Geburtshilfe Frauenheilkd 2009; 69 - P24
DOI: 10.1055/s-0029-1225099

Die peripartale Depression – welche Belastungsspektren weisen die Mütter auf?

G Huber 1, B Seelbach-Göbel 1
  • 1Klinik für Frauenheilkunde und Geburtshilfe der Universität Regensburg, Klinik St. Hedwig Steinmetzstraße 1–3, D-93049 Regensburg

Fragestellung: Peripartale Depressionen können unter anderem durch psychische Vulnerabilität der Patientin sowie deren mangelnde Unterstützung durch das soziale Umfeld bedingt sein. Ziel der Untersuchung ist, Entbundene mit unterschiedlicher zeitlicher Erstmanifestation der depressiven Störung in ihrem Belastungsspektrum zu vergleichen.
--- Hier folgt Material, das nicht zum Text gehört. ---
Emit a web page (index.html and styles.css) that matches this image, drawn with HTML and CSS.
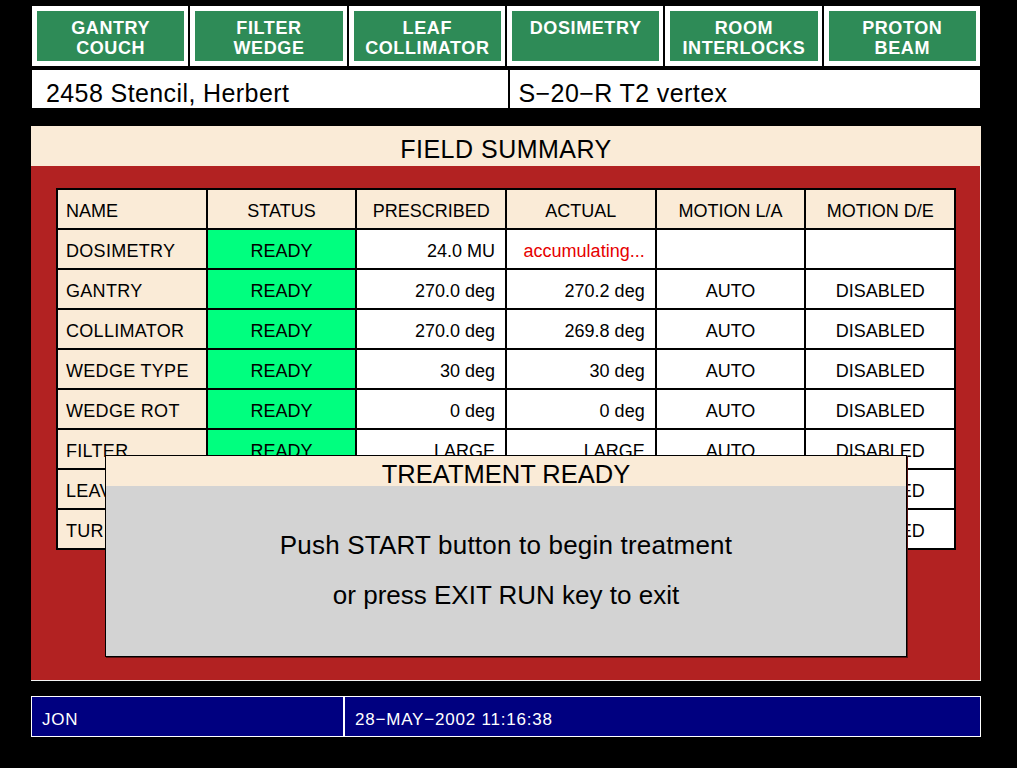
FILE: index.html
```html
<!DOCTYPE html>
<html lang="en">
<head>
<meta charset="utf-8">
<title>Field Summary</title>
<link rel="stylesheet" href="styles.css">
</head>
<body>
<div class="screen">
  <nav class="tabs">
    <div class="tab"><div class="tab-face">GANTRY<br>COUCH</div></div>
    <div class="tab"><div class="tab-face">FILTER<br>WEDGE</div></div>
    <div class="tab"><div class="tab-face">LEAF<br>COLLIMATOR</div></div>
    <div class="tab"><div class="tab-face">DOSIMETRY</div></div>
    <div class="tab"><div class="tab-face">ROOM<br>INTERLOCKS</div></div>
    <div class="tab"><div class="tab-face">PROTON<br>BEAM</div></div>
  </nav>

  <div class="idbar">
    <div class="idcell">2458 Stencil, Herbert</div>
    <div class="idcell">S&minus;20&minus;R T2 vertex</div>
  </div>

  <section class="panel">
    <h1 class="panel-title">FIELD SUMMARY</h1>
    <div class="panel-body">
      <div class="grid">
        <div class="c hdr left">NAME</div>
        <div class="c hdr">STATUS</div>
        <div class="c hdr">PRESCRIBED</div>
        <div class="c hdr">ACTUAL</div>
        <div class="c hdr">MOTION L/A</div>
        <div class="c hdr">MOTION D/E</div>

        <div class="c name">DOSIMETRY</div>
        <div class="c ok">READY</div>
        <div class="c num">24.0 MU</div>
        <div class="c num busy">accumulating...</div>
        <div class="c mid"></div>
        <div class="c mid"></div>

        <div class="c name">GANTRY</div>
        <div class="c ok">READY</div>
        <div class="c num">270.0 deg</div>
        <div class="c num">270.2 deg</div>
        <div class="c mid">AUTO</div>
        <div class="c mid">DISABLED</div>

        <div class="c name">COLLIMATOR</div>
        <div class="c ok">READY</div>
        <div class="c num">270.0 deg</div>
        <div class="c num">269.8 deg</div>
        <div class="c mid">AUTO</div>
        <div class="c mid">DISABLED</div>

        <div class="c name">WEDGE TYPE</div>
        <div class="c ok">READY</div>
        <div class="c num">30 deg</div>
        <div class="c num">30 deg</div>
        <div class="c mid">AUTO</div>
        <div class="c mid">DISABLED</div>

        <div class="c name">WEDGE ROT</div>
        <div class="c ok">READY</div>
        <div class="c num">0 deg</div>
        <div class="c num">0 deg</div>
        <div class="c mid">AUTO</div>
        <div class="c mid">DISABLED</div>

        <div class="c name">FILTER</div>
        <div class="c ok">READY</div>
        <div class="c num">LARGE</div>
        <div class="c num">LARGE</div>
        <div class="c mid">AUTO</div>
        <div class="c mid">DISABLED</div>

        <div class="c name">LEAVES</div>
        <div class="c ok">READY</div>
        <div class="c num">CLOSED</div>
        <div class="c num">CLOSED</div>
        <div class="c mid">AUTO</div>
        <div class="c mid">DISABLED</div>

        <div class="c name">TURNTABLE</div>
        <div class="c ok">READY</div>
        <div class="c num">0.0 deg</div>
        <div class="c num">0.0 deg</div>
        <div class="c mid">AUTO</div>
        <div class="c mid">DISABLED</div>
      </div>
    </div>

    <div class="dialog">
      <div class="dialog-title">TREATMENT READY</div>
      <div class="dialog-body">
        <p class="line-wide">Push START button to begin treatment</p>
        <p>or press EXIT RUN key to exit</p>
      </div>
    </div>
  </section>

  <footer class="statusbar">
    <div class="status-cell user">JON</div>
    <div class="status-cell">28&minus;MAY&minus;2002 11:16:38</div>
  </footer>
</div>
</body>
</html>
```

FILE: styles.css
```css
* { box-sizing: border-box; }

html, body {
  margin: 0;
  padding: 0;
  background: #000;
}

body {
  font-family: "Liberation Sans", Arial, Helvetica, sans-serif;
  color: #000;
  width: 1017px;
  height: 768px;
  overflow: hidden;
}

.screen {
  padding-top: 6px;
}

/* ---------- top tabs ---------- */
.tabs {
  display: flex;
  gap: 2px;
  margin-left: 32px;
  width: 948px;
  height: 60px;
}

.tab {
  flex: 1;
  background: #fff;
  padding: 5px 4px 5px 5px;
}

.tab-face {
  height: 100%;
  background: #2e8b57;
  color: #fff;
  font-weight: bold;
  font-size: 18px;
  letter-spacing: 0.6px;
  line-height: 20px;
  text-align: center;
  padding-top: 7px;
}

/* ---------- patient / field id ---------- */
.idbar {
  display: flex;
  gap: 2px;
  margin: 4px 0 0 32px;
  width: 948px;
  height: 38px;
}

.idcell {
  flex: 1;
  background: #fff;
  font-size: 25px;
  letter-spacing: 0.4px;
  line-height: 30px;
  padding: 8px 0 0 14px;
  white-space: nowrap;
}

.idcell + .idcell {
  padding-left: 9px;
}

/* ---------- field summary panel ---------- */
.panel {
  position: relative;
  margin: 18px 0 0 31px;
  width: 950px;
}

.panel-title {
  margin: 0;
  height: 40px;
  background: #faebd7;
  font-weight: normal;
  font-size: 25px;
  letter-spacing: 0.5px;
  line-height: 33px;
  padding-top: 7px;
  text-align: center;
}

.panel-body {
  height: 515px;
  background: #b22222;
  border-right: 1px solid #f4f4f4;
  border-bottom: 1px solid #f4f4f4;
  padding: 22px 0 0 25px;
}

.grid {
  display: grid;
  grid-template-columns: repeat(6, 1fr);
  grid-auto-rows: 38px;
  gap: 2px;
  padding: 2px;
  width: 900px;
  background: #000;
}

.c {
  background: #fff;
  font-size: 18px;
  line-height: 33px;
  padding: 5px 10px 0;
  white-space: nowrap;
  overflow: hidden;
}

.hdr {
  background: #faebd7;
  text-align: center;
}

.hdr.left {
  text-align: left;
  padding-left: 8px;
}

.name {
  background: #faebd7;
  padding-left: 8px;
  letter-spacing: 0.3px;
}

.ok {
  background: #00ff7f;
  text-align: center;
}

.num { text-align: right; }

.mid { text-align: center; }

.busy { color: #e60000; }

/* ---------- overlay dialog ---------- */
.dialog {
  position: absolute;
  left: 74px;
  top: 329px;
  width: 802px;
  height: 202px;
  border: 1px solid #000;
  background: #d3d3d3;
  box-shadow: 1px 1px 0 #5a1010;
}

.dialog-title {
  height: 30px;
  background: #faebd7;
  font-size: 25.5px;
  line-height: 24px;
  padding-top: 6px;
  text-align: center;
}

.dialog-body {
  padding-top: 34px;
  text-align: center;
  font-size: 26px;
  line-height: 50px;
}

.dialog-body p {
  margin: 0;
}

.dialog-body .line-wide {
  letter-spacing: 0.2px;
}

/* ---------- status bar ---------- */
.statusbar {
  display: flex;
  margin: 15px 0 0 31px;
  width: 950px;
  height: 41px;
  border: 1px solid #fff;
  background: #000080;
  color: #fff;
}

.status-cell {
  flex: 1;
  font-size: 17px;
  letter-spacing: 0.8px;
  line-height: 33px;
  padding: 6px 0 0 10px;
  white-space: nowrap;
}

.status-cell.user {
  flex: 0 0 313px;
  border-right: 2px solid #fff;
}
```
Methodik: Einschluss in die postpartale Befragung fanden 21 Entbundene, die im Rahmen eines Screenings (n=193 Frauen) auf peripartale Depression bereits während des III. Trimenons einen auffälligen Score im Edinburgh Postnatal Depression Score (EPDS) aufwiesen (Gruppe A), sowie 35 Frauen ohne Screeningteilnahme, die wegen psychischer Probleme postpartal in unserer Frauenklinik vorstellig wurden (Gruppe B). Im Erhebungsbogen wurde neben psychosozialer Fragen der EPDS, das State-Anxiety-Inventory (STAI) und der Kurzfragebogen zur aktuellen Beanspruchung (KAB) sowie 7 weitere Belastungsitems implementiert. Die Partner erhielten einen Fragebogen mit 6 Belastungsitems. Die statistische Auswertung erfolgte mittels t-test, Signifikanzgrenze bei p=0,05. Ergebnisse: Zwischen den beiden Gruppen zeigte sich kein signifikanter Unterschied hinsichtlich psychosozialer Parameter, Unterstützung durch das Umfeld, depressiver Vorerkrankung, den Scores von EPDS, STAI und KAB sowie der Partnerbelastung. Signifikante Unterschiede ergaben sich in der Gewichtung der Belastungsitems: Während in Gruppe A am häufigsten Gefühlsschwankungen/Ängste, Insuffizienzgefühle und Einsamkeit genannt wurde, waren in Gruppe B die Konfrontation mit der Alltagsrealität, die Fremdbestimmtheit und mangelndes Mutterglück/Mutterliebe vorrangige Probleme. Schlussfolgerung: Frauen, die peripartal unter einer affektiven Störung leiden, werden von ihrer Umwelt häufig in ihrer Mutterfunktion hinterfragt, mit der Folge von sich potenzierenden Scham- und Schuldgefühlen. Unsere Untersuchung zeigt, dass bereits präpartal depressiv-ängstliche Frauen auch postpartal verstärkt unter Insuffizienzgefühlen leiden und an ihrem Ideal von der perfekten Mutter scheitern. Dagegen stellt in der Vergleichsgruppe die neue, nicht perfekte Alltagsrealität das Hauptproblemfeld dar. Um bei der Betreuung betroffener Frauen entsprechende Therapieschwerpunkte setzen zu können, ist es wichtig, die zugrunde liegenden, unterschiedlichen Belastungsspektren der Patientinnen zu kennen.